Reminds me of when people wanted to use rasPi for ZoneMinder but it turned out it was too slow for traditional Motion application. They turned to Hardware h264 encoder producing nice motion vectors and we got this Motion detection for free by leveraging hardware encoder https://billw2.github.io/pikrellcam/pikrellcam.html
Amazing! I always thought it must be a huge disadvantage that computer vision only has one frame to work with (and only one camera vs 2 eyes). Often as a human you stare at for a while when trying to spot something tricky, like a bird in the trees and then find it when it moves. Or you move you head side to side to create movement. It would be interesting to see a comparison with what the best single frame segmentation could detect in one of these scenes.
If you check the Table 3, you can see the comparison with some of the top unsupervised video segmentation model, trained with supervised learning, eg. COSNet, MATNet. They perform reasonably well on MoCA, but they were all trained with massive manual segmentation annotations, which is not typically not scalable.
The proposed self-supervised approach is comparable to those top methods, even without using RGB, and any manual annotations.
Related concept: event camera[0]. Instead of capturing light intensities at every pixel of the sensor every frame, every pixel captures changes in intensity as they occur.
Does anyone in this field of "flow" based segmentation know how would the performance be if there were multiple moving objects in the same scene? The examples in this paper seem limted to one moving object (cluster of moving pixels) apposed to a relatively static background?
In terms of accuracy, the authors mention it as a limitation, so probably it could be a problem.
In terms of runtime, it should not matter. Generally speaking though, the overhead of optical flow is often overlooked. For video DL applications, optical flow calculation often takes more time than inference itself. For academic purposes, datasets are often already preprocessed and the optical flow runtime is not mentioned. Doing real time video analysis with optical flow is quite impractical though.
Its an active field of research. Optical flow algorithms are typically used to create vector fields and have shown promise in fluid flows (https://www.mdpi.com/2072-4292/13/4/690/htm). However a deep learning version of this on real life data has yet to be accomplished. If anyone reading this knows otherwise plz link :D
I'm not sure what using the vectors for fluids has to do with this or what the parent asked. Fluids can use vectors, optical flow can produce vectors, but that is about it.
This person asked about clustering and segmenting into more than two separate groups.
Indeed, the only difference is they work on RGB space, and the dataset is a bit toy-ish (no offence), as the networks simply need to separate the objects either by color, or a regular texture pattern.
What proposed in this motion grouping paper, is more like on the idea level, which gives an observation that, although objects in natural videos or images are of very complicated texture, and there is no reason a network can group these pixels together if no supervision is provided.
However, in motion space, pixels moving together form an homogeneous field, and luckily, from psychology, we know that any parts of the objects tend to move together.
Fantastic. The ability to train without labourious labelling/annotations can really help produce effective models appropriate for real-world use cases.
*Edit: It will be interesting to see if this works Video > Image as well.

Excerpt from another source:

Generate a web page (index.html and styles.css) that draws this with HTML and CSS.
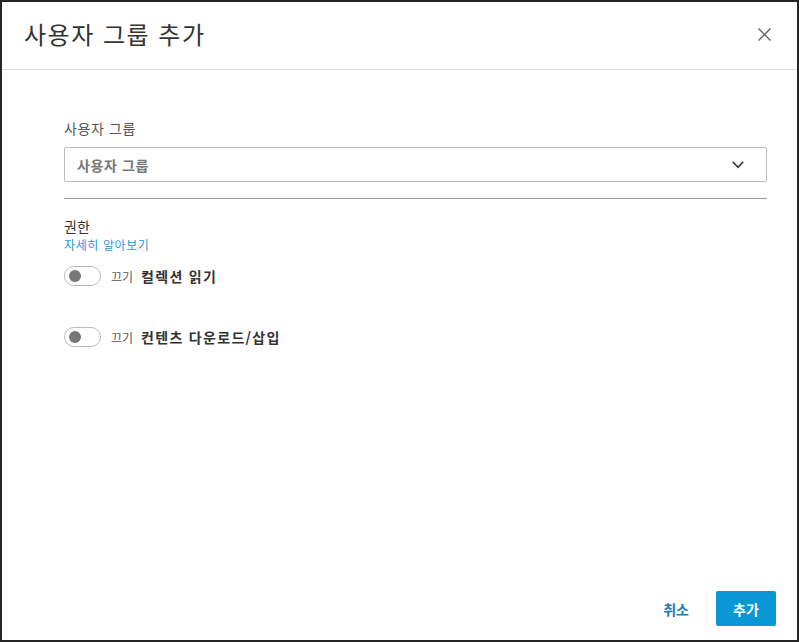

Much of the current video AI work stems from the image foundation, ie split a video into constituent frames and run detection models on those images. But the image detection/segmentation models assume each image is different, and so the process when parsing video this way is unnecessarily complex - sequential video frames in the same scene are more alike than different.
If good segmentation models for video can be more easily trained using this method, then it would be interesting if they can also be applied accurately to still images, since a snapshot of a video is a single image anyway.
I thought that MP4 did something like this, but then I suppose (after working through that great image seam-carving article) that MP4 is doing inter-frame diff chunking. Hmm. So it "knows" that the pixels are grouped into regions that move or not -- but doesn't care. You can't ask an MP4 video codec to recognize objects.
Wow! The title is perfectly succinct. I have never heard of this concept before and upon reading the title realized that many powerful techniques will be based upon it. Perhaps several already are.
It seems such an “obvious” solution, but I can’t say that it would have ever occurred to me.
I don’t work in ML, but fascinating little gems like this are what keeps me coming back to HN
I’ve been looking (preliminarily) recently at using movement data to improve object detection performance on video frames.
The primary challenge I can think of is that the different network structure required makes transfer learning a feature extraction backbone trained from imagenet etc difficult
This looks interesting. Is there any other good works in this area?